◆ PROBLEM STATEMENT ◆
Identify all lines below that hold "index" and collect them.

◆ RECORDED INFORMATION ◆

___

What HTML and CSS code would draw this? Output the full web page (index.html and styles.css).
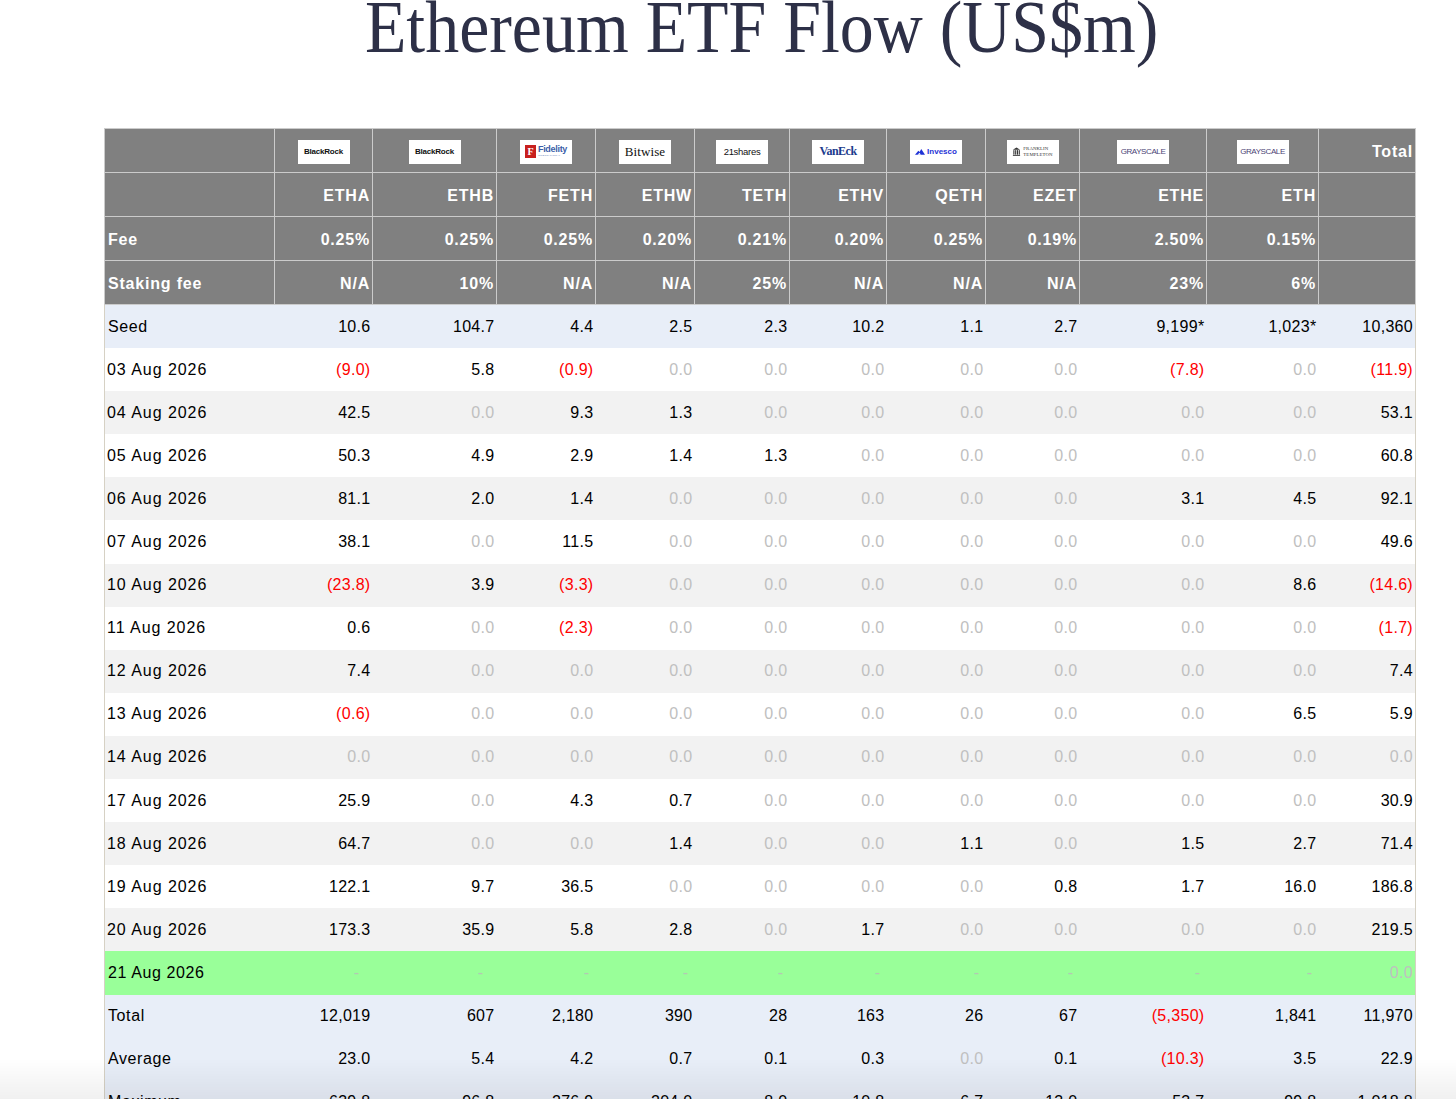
FILE: index.html
```html
<!DOCTYPE html>
<html lang="en">
<head>
<meta charset="utf-8">
<title>Ethereum ETF Flow (US$m)</title>
<link rel="stylesheet" href="styles.css">
</head>
<body>
<div class="page">
  <div class="title-wrap"><h1 class="title">Ethereum ETF Flow (US$m)</h1></div>
  <table class="flow">
    <colgroup>
      <col class="c-label"><col class="c-etha"><col class="c-ethb"><col class="c-feth"><col class="c-ethw"><col class="c-teth"><col class="c-ethv"><col class="c-qeth"><col class="c-ezet"><col class="c-ethe"><col class="c-eth"><col class="c-total">
    </colgroup>
    <thead>
      <tr>
        <th class="label"></th>
        <th class="logo-cell"><span class="logo"><span class="lg-blackrock">BlackRock</span></span></th>
        <th class="logo-cell"><span class="logo"><span class="lg-blackrock">BlackRock</span></span></th>
        <th class="logo-cell"><span class="logo"><span class="lg-fid-box">F</span><span class="lg-fid-txt"><span class="lg-fid-name">Fidelity</span><span class="lg-fid-sub">INTERNATIONAL</span></span></span></th>
        <th class="logo-cell"><span class="logo"><span class="lg-bitwise">Bitwise</span></span></th>
        <th class="logo-cell"><span class="logo"><span class="lg-21">21shares</span></span></th>
        <th class="logo-cell"><span class="logo"><span class="lg-vaneck">VanEck</span></span></th>
        <th class="logo-cell"><span class="logo"><svg class="lg-inv-icon" viewBox="0 0 12 8" width="10" height="7"><path d="M0 8 L4 3 L5.5 4.5 L7.5 1 L12 8 Z" fill="#1f33d6"/><path d="M3 8 L5.5 5.5 L7 8 Z" fill="#fff"/></svg><span class="lg-invesco">Invesco</span></span></th>
        <th class="logo-cell"><span class="logo"><svg class="lg-ft-icon" viewBox="0 0 10 10" width="9" height="9"><path d="M1 3 L5 0.5 L9 3 Z" fill="#333"/><rect x="1.5" y="3.5" width="1.2" height="5" fill="#333"/><rect x="3.5" y="3.5" width="1.2" height="5" fill="#333"/><rect x="5.5" y="3.5" width="1.2" height="5" fill="#333"/><rect x="7.5" y="3.5" width="1.2" height="5" fill="#333"/><rect x="1" y="8.8" width="8" height="1" fill="#333"/></svg><span class="lg-ft"><span>FRANKLIN</span><span>TEMPLETON</span></span></span></th>
        <th class="logo-cell"><span class="logo"><span class="lg-gray">GRAYSCALE</span></span></th>
        <th class="logo-cell"><span class="logo"><span class="lg-gray">GRAYSCALE</span></span></th>
        <th>Total</th>
      </tr>
      <tr>
        <th class="label"></th>
        <th>ETHA</th><th>ETHB</th><th>FETH</th><th>ETHW</th><th>TETH</th><th>ETHV</th><th>QETH</th><th>EZET</th><th>ETHE</th><th>ETH</th><th></th>
      </tr>
      <tr>
        <th class="label">Fee</th>
        <th>0.25%</th><th>0.25%</th><th>0.25%</th><th>0.20%</th><th>0.21%</th><th>0.20%</th><th>0.25%</th><th>0.19%</th><th>2.50%</th><th>0.15%</th><th></th>
      </tr>
      <tr>
        <th class="label">Staking fee</th>
        <th>N/A</th><th>10%</th><th>N/A</th><th>N/A</th><th>25%</th><th>N/A</th><th>N/A</th><th>N/A</th><th>23%</th><th>6%</th><th></th>
      </tr>
    </thead>
    <tbody>
      <tr class="blue">
        <td class="label">Seed</td>
        <td>10.6</td><td>104.7</td><td>4.4</td><td>2.5</td><td>2.3</td><td>10.2</td><td>1.1</td><td>2.7</td><td>9,199*</td><td>1,023*</td><td>10,360</td>
      </tr>
      <tr class="odd">
        <td class="label">03 Aug 2026</td>
        <td class="neg">(9.0)</td><td>5.8</td><td class="neg">(0.9)</td><td class="zero">0.0</td><td class="zero">0.0</td><td class="zero">0.0</td><td class="zero">0.0</td><td class="zero">0.0</td><td class="neg">(7.8)</td><td class="zero">0.0</td><td class="neg">(11.9)</td>
      </tr>
      <tr class="even">
        <td class="label">04 Aug 2026</td>
        <td>42.5</td><td class="zero">0.0</td><td>9.3</td><td>1.3</td><td class="zero">0.0</td><td class="zero">0.0</td><td class="zero">0.0</td><td class="zero">0.0</td><td class="zero">0.0</td><td class="zero">0.0</td><td>53.1</td>
      </tr>
      <tr class="odd">
        <td class="label">05 Aug 2026</td>
        <td>50.3</td><td>4.9</td><td>2.9</td><td>1.4</td><td>1.3</td><td class="zero">0.0</td><td class="zero">0.0</td><td class="zero">0.0</td><td class="zero">0.0</td><td class="zero">0.0</td><td>60.8</td>
      </tr>
      <tr class="even">
        <td class="label">06 Aug 2026</td>
        <td>81.1</td><td>2.0</td><td>1.4</td><td class="zero">0.0</td><td class="zero">0.0</td><td class="zero">0.0</td><td class="zero">0.0</td><td class="zero">0.0</td><td>3.1</td><td>4.5</td><td>92.1</td>
      </tr>
      <tr class="odd">
        <td class="label">07 Aug 2026</td>
        <td>38.1</td><td class="zero">0.0</td><td>11.5</td><td class="zero">0.0</td><td class="zero">0.0</td><td class="zero">0.0</td><td class="zero">0.0</td><td class="zero">0.0</td><td class="zero">0.0</td><td class="zero">0.0</td><td>49.6</td>
      </tr>
      <tr class="even">
        <td class="label">10 Aug 2026</td>
        <td class="neg">(23.8)</td><td>3.9</td><td class="neg">(3.3)</td><td class="zero">0.0</td><td class="zero">0.0</td><td class="zero">0.0</td><td class="zero">0.0</td><td class="zero">0.0</td><td class="zero">0.0</td><td>8.6</td><td class="neg">(14.6)</td>
      </tr>
      <tr class="odd">
        <td class="label">11 Aug 2026</td>
        <td>0.6</td><td class="zero">0.0</td><td class="neg">(2.3)</td><td class="zero">0.0</td><td class="zero">0.0</td><td class="zero">0.0</td><td class="zero">0.0</td><td class="zero">0.0</td><td class="zero">0.0</td><td class="zero">0.0</td><td class="neg">(1.7)</td>
      </tr>
      <tr class="even">
        <td class="label">12 Aug 2026</td>
        <td>7.4</td><td class="zero">0.0</td><td class="zero">0.0</td><td class="zero">0.0</td><td class="zero">0.0</td><td class="zero">0.0</td><td class="zero">0.0</td><td class="zero">0.0</td><td class="zero">0.0</td><td class="zero">0.0</td><td>7.4</td>
      </tr>
      <tr class="odd">
        <td class="label">13 Aug 2026</td>
        <td class="neg">(0.6)</td><td class="zero">0.0</td><td class="zero">0.0</td><td class="zero">0.0</td><td class="zero">0.0</td><td class="zero">0.0</td><td class="zero">0.0</td><td class="zero">0.0</td><td class="zero">0.0</td><td>6.5</td><td>5.9</td>
      </tr>
      <tr class="even">
        <td class="label">14 Aug 2026</td>
        <td class="zero">0.0</td><td class="zero">0.0</td><td class="zero">0.0</td><td class="zero">0.0</td><td class="zero">0.0</td><td class="zero">0.0</td><td class="zero">0.0</td><td class="zero">0.0</td><td class="zero">0.0</td><td class="zero">0.0</td><td class="zero">0.0</td>
      </tr>
      <tr class="odd">
        <td class="label">17 Aug 2026</td>
        <td>25.9</td><td class="zero">0.0</td><td>4.3</td><td>0.7</td><td class="zero">0.0</td><td class="zero">0.0</td><td class="zero">0.0</td><td class="zero">0.0</td><td class="zero">0.0</td><td class="zero">0.0</td><td>30.9</td>
      </tr>
      <tr class="even">
        <td class="label">18 Aug 2026</td>
        <td>64.7</td><td class="zero">0.0</td><td class="zero">0.0</td><td>1.4</td><td class="zero">0.0</td><td class="zero">0.0</td><td>1.1</td><td class="zero">0.0</td><td>1.5</td><td>2.7</td><td>71.4</td>
      </tr>
      <tr class="odd">
        <td class="label">19 Aug 2026</td>
        <td>122.1</td><td>9.7</td><td>36.5</td><td class="zero">0.0</td><td class="zero">0.0</td><td class="zero">0.0</td><td class="zero">0.0</td><td>0.8</td><td>1.7</td><td>16.0</td><td>186.8</td>
      </tr>
      <tr class="even">
        <td class="label">20 Aug 2026</td>
        <td>173.3</td><td>35.9</td><td>5.8</td><td>2.8</td><td class="zero">0.0</td><td>1.7</td><td class="zero">0.0</td><td class="zero">0.0</td><td class="zero">0.0</td><td class="zero">0.0</td><td>219.5</td>
      </tr>
      <tr class="today">
        <td class="label">21 Aug 2026</td>
        <td class="dash wide">-</td><td class="dash wide">-</td><td class="dash">-</td><td class="dash">-</td><td class="dash">-</td><td class="dash">-</td><td class="dash">-</td><td class="dash">-</td><td class="dash">-</td><td class="dash">-</td><td class="zero">0.0</td>
      </tr>
      <tr class="blue">
        <td class="label">Total</td>
        <td>12,019</td><td>607</td><td>2,180</td><td>390</td><td>28</td><td>163</td><td>26</td><td>67</td><td class="neg">(5,350)</td><td>1,841</td><td>11,970</td>
      </tr>
      <tr class="blue">
        <td class="label">Average</td>
        <td>23.0</td><td>5.4</td><td>4.2</td><td>0.7</td><td>0.1</td><td>0.3</td><td class="zero">0.0</td><td>0.1</td><td class="neg">(10.3)</td><td>3.5</td><td>22.9</td>
      </tr>
      <tr class="blue">
        <td class="label">Maximum</td>
        <td>639.8</td><td>96.8</td><td>276.9</td><td>204.0</td><td>8.0</td><td>10.8</td><td>6.7</td><td>13.0</td><td>53.7</td><td>99.8</td><td>1,018.8</td>
      </tr>
    </tbody>
  </table>
</div>
<div class="shade"></div>
</body>
</html>
```
FILE: styles.css
```css
html, body {
  margin: 0;
  padding: 0;
  background: #ffffff;
}

body {
  font-family: "Liberation Sans", Arial, sans-serif;
  color: #000;
}

.page {
  padding-left: 104px;
}

.title-wrap {
  width: 1311px;
  height: 74px;
  margin-top: -10px;
  padding-left: 2px;
  text-align: center;
}

.title {
  display: inline-block;
  margin: 0;
  font-family: "Liberation Serif", "Times New Roman", serif;
  font-weight: normal;
  font-size: 74px;
  line-height: 74px;
  color: #2d3047;
  white-space: nowrap;
  transform: scaleX(0.917);
}

.flow {
  margin-top: 64px;
  width: 1311px;
  table-layout: fixed;
  border-collapse: collapse;
  border: 1px solid #d6d1c4;
}

.c-label { width: 170px; }
.c-etha { width: 98px; }
.c-ethb { width: 124px; }
.c-feth { width: 99px; }
.c-ethw { width: 99px; }
.c-teth { width: 95px; }
.c-ethv { width: 97px; }
.c-qeth { width: 99px; }
.c-ezet { width: 94px; }
.c-ethe { width: 127px; }
.c-eth { width: 112px; }
.c-total { width: 97px; }

.flow th {
  height: 41px;
  padding: 2px 2px 0 3px;
  background: #808080;
  color: #ffffff;
  font-size: 16px;
  font-weight: bold;
  letter-spacing: 0.8px;
  text-align: right;
  border: 1px solid #cbcbcb;
  white-space: nowrap;
}

.flow th.label {
  text-align: left;
}

.flow th.logo-cell {
  text-align: center;
  padding: 1px 0 0;
  letter-spacing: 0;
}

.flow td {
  height: 43.1px;
  padding: 0 2px 0 3px;
  font-size: 16px;
  letter-spacing: 0.3px;
  text-align: right;
  white-space: nowrap;
  color: #000;
}

.flow td.label {
  text-align: left;
  padding-left: 2px;
  letter-spacing: 0.95px;
}

.blue td.label,
.today td.label {
  padding-left: 3px;
  letter-spacing: 0.6px;
}

.flow td.neg { color: #ff0000; }
.flow td.zero { color: #c0c0c0; }
.flow td.dash { color: #b4c8b4; padding-right: 6px; }
.flow td.dash.wide { padding-right: 13px; }

.blue td { background: #e8eef8; }
.odd td { background: #ffffff; }
.even td { background: #f2f2f2; }
.today td { background: #99ff99; }

/* logos */
.logo {
  display: inline-flex;
  align-items: center;
  justify-content: center;
  gap: 2px;
  width: 52px;
  height: 24px;
  margin-top: 1px;
  background: #ffffff;
  vertical-align: middle;
  overflow: hidden;
  font-weight: normal;
  letter-spacing: 0;
}

.lg-blackrock {
  font-family: "Liberation Sans", Arial, sans-serif;
  font-weight: bold;
  font-size: 8px;
  letter-spacing: -0.2px;
  color: #111;
}

.lg-fid-box {
  display: inline-flex;
  align-items: center;
  justify-content: center;
  width: 11px;
  height: 13px;
  background: #c8201e;
  color: #fff;
  font-family: "Liberation Serif", serif;
  font-weight: bold;
  font-size: 10px;
}

.lg-fid-txt {
  display: inline-flex;
  flex-direction: column;
  align-items: flex-start;
  line-height: 1;
}

.lg-fid-name {
  font-family: "Liberation Sans", Arial, sans-serif;
  font-weight: bold;
  font-size: 9px;
  color: #3b5ea8;
  letter-spacing: -0.3px;
}

.lg-fid-sub {
  font-size: 2.5px;
  color: #6a84b8;
  letter-spacing: 0.2px;
  margin-top: 1px;
}

.lg-bitwise {
  font-family: "Liberation Serif", serif;
  font-size: 13px;
  color: #111;
  letter-spacing: 0.1px;
}

.lg-21 {
  font-family: "Liberation Sans", Arial, sans-serif;
  font-size: 9.5px;
  color: #111;
  letter-spacing: -0.3px;
}

.lg-vaneck {
  font-family: "Liberation Serif", serif;
  font-weight: bold;
  font-size: 12px;
  color: #1c3b8d;
  letter-spacing: -0.5px;
}

.lg-inv-icon {
  display: block;
}

.lg-invesco {
  font-family: "Liberation Sans", Arial, sans-serif;
  font-weight: bold;
  font-size: 8px;
  color: #1f33d6;
}

.lg-ft-icon {
  display: block;
}

.lg-ft {
  display: inline-flex;
  flex-direction: column;
  align-items: flex-start;
  font-family: "Liberation Serif", serif;
  font-size: 4.8px;
  line-height: 1.05;
  color: #333;
  letter-spacing: 0.1px;
}

.lg-gray {
  font-family: "Liberation Sans", Arial, sans-serif;
  font-size: 8px;
  color: #4a3f74;
  letter-spacing: -0.4px;
}

.shade {
  position: fixed;
  left: 0;
  right: 0;
  bottom: 0;
  height: 40px;
  background: linear-gradient(rgba(0, 0, 0, 0), rgba(0, 0, 0, 0.06));
  pointer-events: none;
}
```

___

◆ FINAL ANSWER ◆
What HTML and CSS code would draw this? Output the full web page (index.html and styles.css).
FILE: index.html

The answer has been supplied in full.